→ **EXERCISE TASK**
Keep only the lines where "React" appears.
-- START MATERIAL PROVIDED --
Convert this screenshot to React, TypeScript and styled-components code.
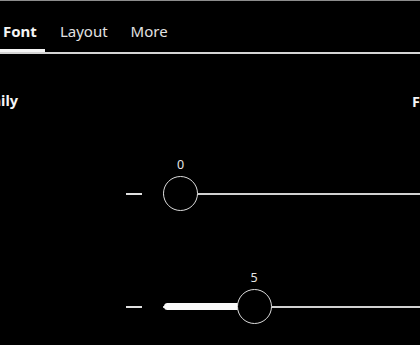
import React from "react";
import styled, { createGlobalStyle } from "styled-components";

const Global = createGlobalStyle`
  html, body {
    margin: 0;
    padding: 0;
    background: #000;
    overflow: hidden;
  }
  body {
    font-family: "Noto Sans", "Open Sans", sans-serif;
    color: #f2f2f2;
  }
`;

const Page = styled.div`
  width: 420px;
  height: 345px;
  overflow: hidden;
  background: #000;
  border-top: 1px solid #8c8c8c;
  box-sizing: border-box;
`;

const TabBar = styled.div`
  display: flex;
  gap: 7px;
  margin-left: -5px;
  border-bottom: 2px solid #d4d4d4;
`;

const Tab = styled.div<{ $active?: boolean }>`
  padding: 20px 8px 8px;
  font-size: 15px;
  line-height: 20px;
  font-weight: ${(p) => (p.$active ? 700 : 400)};
  color: ${(p) => (p.$active ? "#f5f5f5" : "#e2e2e2")};
  border-bottom: 3px solid ${(p) => (p.$active ? "#f5f5f5" : "transparent")};
  white-space: nowrap;
`;

const Headings = styled.div`
  display: grid;
  grid-template-columns: 18px 1fr auto;
  padding-top: 36px;
  width: 480px;
`;

const LeftHeading = styled.div`
  display: flex;
  justify-content: flex-end;
  white-space: nowrap;
`;

const RightHeading = styled.div`
  grid-column: 3;
  width: 68px;
  white-space: nowrap;
`;

const HeadingText = styled.span`
  font-size: 14.5px;
  line-height: 21px;
  font-weight: 700;
  color: #f5f5f5;
`;

const SliderRow = styled.div<{ $top: number }>`
  display: flex;
  align-items: center;
  gap: 21px;
  padding-left: 126px;
  margin-top: ${(p) => p.$top}px;
  height: 35px;
`;

const Minus = styled.div`
  width: 16px;
  height: 2px;
  background: #e0e0e0;
  flex: none;
`;

const Track = styled.div`
  position: relative;
  width: 329px;
  height: 35px;
  flex: none;
`;

const Rail = styled.div`
  position: absolute;
  left: 0;
  right: 0;
  top: 16.5px;
  height: 2px;
  background: #d0d0d0;
`;

const Fill = styled.div`
  position: absolute;
  left: 1px;
  top: 14px;
  height: 7px;
  border-radius: 4px;
  background: #fafafa;
`;

const Thumb = styled.div`
  position: absolute;
  top: 0;
  width: 35px;
  height: 35px;
  box-sizing: border-box;
  border-radius: 50%;
  border: 1.5px solid #dcdcdc;
  background: #000;
`;

const ValueLabel = styled.div`
  position: absolute;
  left: 50%;
  bottom: calc(100% + 5px);
  transform: translateX(-50%);
  font-size: 12.5px;
  line-height: 14px;
  color: #e6e6e6;
`;

const MAX = 20;
const TRACK_W = 329;
const THUMB = 35;

function Slider({ value, top }: { value: number; top: number }) {
  const left = (value / MAX) * (TRACK_W - THUMB);
  return (
    <SliderRow $top={top}>
      <Minus />
      <Track>
        <Rail />
        {value > 0 && <Fill style={{ width: left + THUMB / 2 }} />}
        <Thumb style={{ left }}>
          <ValueLabel>{value}</ValueLabel>
        </Thumb>
      </Track>
    </SliderRow>
  );
}

export default function App() {
  return (
    <>
      <Global />
      <Page>
        <TabBar>
          <Tab $active>Font</Tab>
          <Tab>Layout</Tab>
          <Tab>More</Tab>
        </TabBar>
        <Headings>
          <LeftHeading>
            <HeadingText>Font Family</HeadingText>
          </LeftHeading>
          <RightHeading>
            <HeadingText>Font Size</HeadingText>
          </RightHeading>
        </Headings>
        <Slider value={0} top={64} />
        <Slider value={5} top={78} />
      </Page>
    </>
  );
}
-- END MATERIAL PROVIDED --
→ **OUTPUT OF THE TASK**
Convert this screenshot to React, TypeScript and styled-components code.
import React from "react";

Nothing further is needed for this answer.